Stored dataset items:

--

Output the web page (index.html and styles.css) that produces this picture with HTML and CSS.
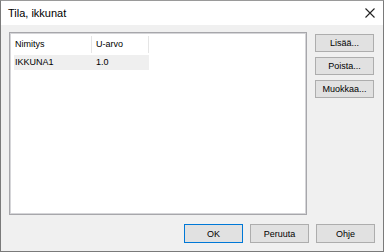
FILE: index.html
```
<!DOCTYPE html>
<html lang="fi">
<head>
  <meta charset="UTF-8">
  <title>Tila, ikkunat</title>
  <link rel="stylesheet" href="styles.css">
</head>
<body>
<div class="dialog">
  <div class="titlebar">
    <span class="title">Tila, ikkunat</span>
    <span class="close">
      <svg width="10" height="10" viewBox="0 0 10 10"><path d="M0.5 0.5 L9.5 9.5 M9.5 0.5 L0.5 9.5" stroke="#222" stroke-width="1.1" fill="none"/></svg>
    </span>
  </div>
  <div class="content">
    <div class="main">
      <div class="list">
        <div class="list-head">
          <div class="col col-name">Nimitys</div>
          <div class="col col-value">U-arvo</div>
        </div>
        <div class="list-row">
          <div class="col col-name">IKKUNA1</div>
          <div class="col col-value">1.0</div>
        </div>
      </div>
      <div class="side">
        <button class="btn">Lisää...</button>
        <button class="btn">Poista...</button>
        <button class="btn">Muokkaa...</button>
      </div>
    </div>
    <div class="footer">
      <button class="btn btn-default">OK</button>
      <button class="btn">Peruuta</button>
      <button class="btn">Ohje</button>
    </div>
  </div>
</div>
</body>
</html>
```

FILE: styles.css
```
* {
  margin: 0;
  padding: 0;
  box-sizing: border-box;
}

body {
  font-family: "Liberation Sans", Arial, sans-serif;
  font-size: 9px;
  color: #000;
  background: #fff;
}

.dialog {
  width: 384px;
  height: 252px;
  border: 1px solid #7a7a7a;
  border-top-color: #9a9a9a;
  background: #f0f0f0;
  display: flex;
  flex-direction: column;
}

.titlebar {
  height: 24px;
  background: #fff;
  display: flex;
  align-items: center;
  justify-content: space-between;
  padding: 0 7px 0 7px;
}

.title {
  font-size: 11px;
}

.close {
  display: flex;
  width: 10px;
  height: 10px;
  margin-right: 1px;
}

.content {
  flex: 1;
  display: flex;
  flex-direction: column;
  padding: 7px 8px 8px 8px;
}

.main {
  display: flex;
  gap: 8px;
}

.list {
  width: 298px;
  height: 183px;
  background: #fff;
  border: 1px solid #a7a7ab;
  box-shadow: inset 1px 1px 0 #d5d5d8, inset -1px -1px 0 #d5d5d8;
  padding: 1px 0 0 4px;
}

.list-head,
.list-row {
  display: flex;
}

.list-head {
  height: 20px;
  align-items: center;
}

.list-head .col {
  border-right: 1px solid #e5e5e5;
  height: 17px;
  line-height: 17px;
}

.list-row {
  width: 135px;
  height: 15px;
  line-height: 15px;
  background: #efefef;
  margin-top: 1px;
}

.col {
  padding-left: 1px;
}

.col-name {
  width: 78px;
}

.col-value {
  width: 57px;
  padding-left: 4px;
}

.side {
  display: flex;
  flex-direction: column;
  gap: 5px;
  padding-top: 2px;
}

.btn {
  width: 59px;
  height: 18px;
  font-family: inherit;
  font-size: 9px;
  color: #000;
  background: #e1e1e1;
  border: 1px solid #adadad;
}

.btn-default {
  border-color: #0078d7;
}

.footer {
  margin-top: auto;
  display: flex;
  justify-content: flex-end;
  gap: 7px;
}

.footer .btn {
  height: 19px;
}
```
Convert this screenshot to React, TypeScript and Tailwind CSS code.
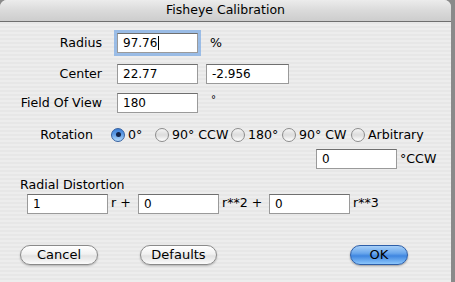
import type { ReactNode } from "react";

const font = "font-['DejaVu_Sans',sans-serif]";

function Field({
  value,
  w = "w-[81px]",
  focused,
}: {
  value: string;
  w?: string;
  focused?: boolean;
}) {
  return (
    <div
      className={`${w} flex h-[20px] shrink-0 items-center border border-[#9a9a9a] border-t-[#6f6f6f] bg-white pl-[5px] text-[12px] text-black ${
        focused ? "shadow-[0_0_0_3px_rgba(120,168,228,0.7)]" : ""
      }`}
    >
      {value}
      {focused && <span className="ml-[1px] h-[14px] w-px bg-black" />}
    </div>
  );
}

function Radio({
  label,
  checked,
  w,
}: {
  label: string;
  checked?: boolean;
  w: string;
}) {
  return (
    <div className={`flex shrink-0 items-center ${w}`}>
      <span
        className={`flex h-[14px] w-[14px] shrink-0 items-center justify-center rounded-full border ${
          checked
            ? "border-[#35609f] bg-[linear-gradient(180deg,#3d7fd6_0%,#5f9de6_45%,#b5dafa_100%)]"
            : "border-[#8c8c8c] bg-[linear-gradient(180deg,#f4f4f4_0%,#dcdcdc_50%,#ffffff_100%)]"
        }`}
      >
        {checked && <span className="h-[5px] w-[5px] rounded-full bg-[#142448]" />}
      </span>
      <span className="ml-[3px] whitespace-nowrap">{label}</span>
    </div>
  );
}

function Button({ children, w, primary }: { children: ReactNode; w: string; primary?: boolean }) {
  return (
    <div
      className={`${w} flex h-[20px] items-center justify-center rounded-full border text-[13px] ${
        primary
          ? "border-[#2d5ea8] bg-[linear-gradient(180deg,#a7cff8_0%,#6aa7ec_40%,#3f86e0_55%,#8cc6fb_100%)] shadow-[0_1px_2px_rgba(0,0,0,0.35)]"
          : "border-[#8a8a8a] bg-[linear-gradient(180deg,#ffffff_0%,#f1f1f1_45%,#e2e2e2_55%,#fbfbfb_100%)] shadow-[0_1px_2px_rgba(0,0,0,0.25)]"
      }`}
    >
      {children}
    </div>
  );
}

export default function App() {
  return (
    <div className={`${font} h-[282px] w-[455px] overflow-hidden bg-[#8a8a8a] text-[12.6px] text-black`}>
      <div className="h-[282px] w-[451px] overflow-hidden rounded-t-[7px] bg-[repeating-linear-gradient(180deg,#ededed_0px,#ededed_2px,#e7e7e7_2px,#e7e7e7_4px)]">
        <div className="flex h-[22px] items-center justify-center border-b border-[#6e6e6e] bg-[linear-gradient(180deg,#ececec_0%,#dadada_50%,#cdcdcd_100%)] text-[12.5px]">
          Fisheye Calibration
        </div>

        <div className="mt-[11px] flex h-[20px] items-center">
          <div className="w-[102px] text-right">Radius</div>
          <div className="ml-[15px]">
            <Field value="97.76" focused />
          </div>
          <div className="ml-[12px]">%</div>
        </div>

        <div className="mt-[11px] flex h-[20px] items-center">
          <div className="w-[102px] text-right">Center</div>
          <div className="ml-[15px] flex gap-[8px]">
            <Field value="22.77" />
            <Field value="-2.956" w="w-[83px]" />
          </div>
        </div>

        <div className="mt-[9px] flex h-[20px] items-center">
          <div className="w-[102px] text-right">Field Of View</div>
          <div className="ml-[15px]">
            <Field value="180" />
          </div>
          <div className="ml-[13px] -mt-[8px] text-[10px]">°</div>
        </div>

        <div className="mt-[12px] flex h-[20px] items-center">
          <div className="w-[93px] text-right">Rotation</div>
          <div className="ml-[18px] flex items-center">
            <Radio label="0°" checked w="w-[44px]" />
            <Radio label="90° CCW" w="w-[76px]" />
            <Radio label="180°" w="w-[51px]" />
            <Radio label="90° CW" w="w-[69px]" />
            <Radio label="Arbitrary" w="w-[80px]" />
          </div>
        </div>

        <div className="mt-[4px] flex h-[20px] items-center pl-[316px]">
          <Field value="0" />
          <div className="ml-[3px]">°CCW</div>
        </div>

        <div className="mt-[9px] pl-[20px] leading-[14px]">Radial Distortion</div>
        <div className="mt-[1px] flex h-[21px] items-center pl-[27px]">
          <Field value="1" />
          <div className="ml-[3px] w-[27px]">r +</div>
          <Field value="0" />
          <div className="ml-[3px] w-[47px]">r**2 +</div>
          <Field value="0" />
          <div className="ml-[3px]">r**3</div>
        </div>

        <div className="mt-[31px] flex items-center pl-[20px]">
          <Button w="w-[78px]">Cancel</Button>
          <div className="ml-[42px]">
            <Button w="w-[77px]">Defaults</Button>
          </div>
          <div className="ml-[133px]">
            <Button w="w-[58px]" primary>
              OK
            </Button>
          </div>
        </div>
      </div>
    </div>
  );
}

--

__Work required__. Scan the material above for the string "this" and report each line where you find it.

__Task solution__.
Output the web page (index.html and styles.css) that produces this picture with HTML and CSS.
Convert this screenshot to React, TypeScript and Tailwind CSS code.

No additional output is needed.